Industrial Wrights and Magic Part III – On Cities and Civilization

Before I start getting into city-specific magic, and the expense thereof, it’s time to think about just how cities work in d20 settings.

In reality, cities provided the labor pools needed for large projects, concentrated wealth and demand to support specialists and financial centers, they are nexi for trade and industry, they foster education and innovation, they provide defensible refuges and strongholds, they are religious, diplomatic, and organizational centers, they store records, and they are symbols and centers of political power.

In d20 worlds… massive projects are far more easily and cheaply carried out with magic than with workers. Wealth is concentrated by high-level characters, who live where they will. The actual economy doesn’t need financial centers. Trade and Industry can be carried out by magic – and the important part is the creation of magical devices, which is a task for small groups, but assembly lines. Cities may still be useful here, but they’re not strictly required. Education and innovation relies on going up in levels and spending skill points, not on centers of learning. They really aren’t especially defensible without rules for citywide magical defenses, since walls and masses of low-level militiamen are no obstacle to a high-end character or monster. For that matter, political power is going to be vested in the individuals who can destroy nations, not in armies – and high-level characters don’t NEED symbols of power. They have the actual power in their own right, not just as leaders. Worse, cities are an implicitly hostile environment. Like it or not, they contain very large numbers of similar – and thus competing – organisms. More than any given individual in the population can possibly keep track of or form a cooperative social group with.

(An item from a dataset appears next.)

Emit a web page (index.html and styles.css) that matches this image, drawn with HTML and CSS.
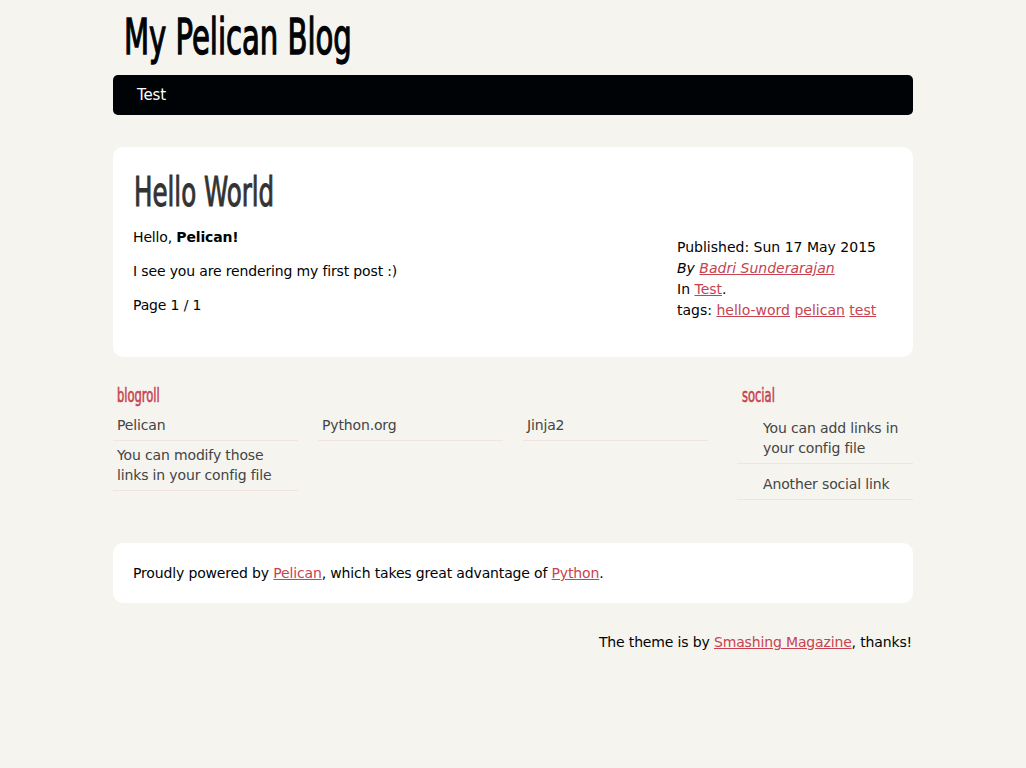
FILE: index.html
```html
<!DOCTYPE html>
<html lang="en">
<head>
<meta charset="utf-8">
<title>My Pelican Blog</title>
<link rel="stylesheet" href="styles.css">
</head>
<body>
<div class="page">
  <header class="banner">
    <h1 class="site-title">My Pelican Blog</h1>
    <nav class="menu"><a href="#">Test</a></nav>
  </header>

  <section class="card article">
    <h2 class="entry-title">Hello World</h2>
    <div class="entry">
      <div class="entry-content">
        <p>Hello, <strong>Pelican!</strong></p>
        <p>I see you are rendering my first post :)</p>
        <p>Page 1 / 1</p>
      </div>
      <footer class="post-info">
        <div>Published: Sun 17 May 2015</div>
        <div><em>By</em> <a href="#" class="au">Badri Sunderarajan</a></div>
        <div>In <a href="#">Test</a>.</div>
        <div>tags: <a href="#">hello-word</a> <a href="#">pelican</a> <a href="#">test</a></div>
      </footer>
    </div>
  </section>

  <section class="extras">
    <div class="blogroll">
      <h2 class="side-title">blogroll</h2>
      <ul class="roll">
        <li>Pelican</li>
        <li>Python.org</li>
        <li>Jinja2</li>
        <li>You can modify those links in your config file</li>
      </ul>
    </div>
    <div class="social">
      <h2 class="side-title">social</h2>
      <ul class="soc">
        <li>You can add links in your config file</li>
        <li>Another social link</li>
      </ul>
    </div>
  </section>

  <footer class="card contentinfo">
    Proudly powered by <a href="#">Pelican</a>, which takes great advantage of <a href="#">Python</a>.
  </footer>
  <p class="credits">The theme is by <a href="#">Smashing Magazine</a>, thanks!</p>
</div>
</body>
</html>
```
FILE: styles.css
```css
html, body {
  margin: 0;
  padding: 0;
}
body {
  background: #f5f4ef;
  color: #000305;
  font-family: "DejaVu Sans", sans-serif;
  font-size: 14px;
  line-height: 21px;
  letter-spacing: -0.15px;
}
a {
  color: #c74350;
}
.page {
  width: 800px;
  margin: 0 auto;
}
.banner {
  display: flex;
  flex-direction: column;
}
.site-title {
  margin: 0;
  height: 75px;
  padding-left: 11px;
  font-family: "DejaVu Sans Condensed", "DejaVu Sans", sans-serif;
  font-weight: normal;
  font-size: 49px;
  line-height: 75px;
  letter-spacing: 0;
  color: #000305;
  -webkit-text-stroke: 1.3px #000305;
  transform: scaleX(0.66);
  transform-origin: 11px 0;
}
.menu {
  height: 40px;
  background: #000305;
  border-radius: 5px;
  display: flex;
  align-items: center;
  padding-left: 24px;
}
.menu a {
  color: #fff;
  text-decoration: none;
  font-size: 15px;
  font-weight: normal;
}
.card {
  background: #fff;
  border-radius: 10px;
}
.article {
  margin-top: 32px;
  padding: 20px 20px 28px 20px;
}
.entry-title {
  margin: 0 0 10px 1px;
  font-family: "DejaVu Sans Condensed", "DejaVu Sans", sans-serif;
  font-weight: normal;
  font-size: 41px;
  line-height: 50px;
  letter-spacing: 0;
  color: #333;
  -webkit-text-stroke: 1px #333;
  transform: scaleX(0.665);
  transform-origin: 0 0;
}
.entry {
  display: flex;
  justify-content: space-between;
}
.entry-content p {
  margin: 0 0 13px 0;
}
.post-info {
  width: 216px;
  margin-top: 10px;
  letter-spacing: 0;
}
.post-info .au {
  font-style: italic;
}
.extras {
  display: flex;
  justify-content: space-between;
  margin-top: 26px;
}
.blogroll {
  width: 595px;
}
.social {
  width: 176px;
}
.side-title {
  margin: 0;
  padding-left: 4px;
  font-family: "DejaVu Sans Condensed", "DejaVu Sans", sans-serif;
  font-weight: normal;
  font-size: 20px;
  line-height: 24px;
  letter-spacing: 0;
  color: #c74350;
  -webkit-text-stroke: 0.6px #c74350;
  transform: scaleX(0.64);
  transform-origin: 4px 0;
}
.social .side-title {
  padding-left: 5px;
  transform-origin: 5px 0;
}
ul {
  list-style: none;
  margin: 0;
  padding: 0;
}
.roll {
  display: grid;
  grid-template-columns: repeat(3, 185px);
  column-gap: 20px;
  margin-top: 3px;
  align-items: start;
}
.roll li, .soc li {
  color: #444;
  line-height: 20px;
  border-bottom: 1px solid #f2e3e1;
}
.roll li {
  padding: 5px 4px 5px 4px;
}
.roll li:nth-child(n+4) {
  padding-top: 4px;
}
.soc {
  margin-top: 1px;
}
.soc li {
  padding: 10px 10px 5px 26px;
}
.contentinfo {
  margin-top: 43px;
  padding: 20px;
  line-height: 20px;
}
.credits {
  text-align: right;
  margin: 29px 1px 0 0;
  line-height: 20px;
}
```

That leaves us with “they are religious, diplomatic, and organizational centers” and “they store records”, perhaps with a bit of trade and/or magical industrialization thrown in – and even those roles are hardly going to be unchanged.

The first item to think about is “how much magic should a city have”? – And the things to think about there are generic enough to apply to a lot of other systems and settings too, so that’s a bonus.

On Magic and Prosperity.

  • Magic in fantasy games generally has few direct, and no unmanageable, drawbacks. People will use it.
  • Major magic is usually a fairly personal thing, built up through exciting adventures, because that’s what fantasy RPG’s are generally played FOR.
  • In such settings magic is pretty much the ultimate resource. With enough magic you can do, or obtain, almost anything – and that means that the availability of magic is pretty much a direct measure of a culture’s prosperity.
  • Most fantasy settings allow the creation of permanent magical devices, which can thus accumulate in the world.
  • Cooperative social groups in such settings will thus normally expend at least a portion of their group resources on permanent magical devices that will benefit the group. Not doing so is generally blatantly stupid. The rate of creation may or may not vary directly with the prosperity of the culture, but that level of prosperity will very likely have an impact. Uncooperative social groups (or “Monsters”) will not do so because they are UNCOOPERATIVE and do not form social groups with pooled resources.
  • Magic items can be destroyed accidentally, purposefully (often by enemies of a social group), and by various sorts of natural/deific/alien/whatever catastrophes.
  • The rate of such destruction will increase (linearly or not, since more items may make an area a bigger target as well as increasing the number of chances for something to be destroyed) with the numbers of items available in any given setting.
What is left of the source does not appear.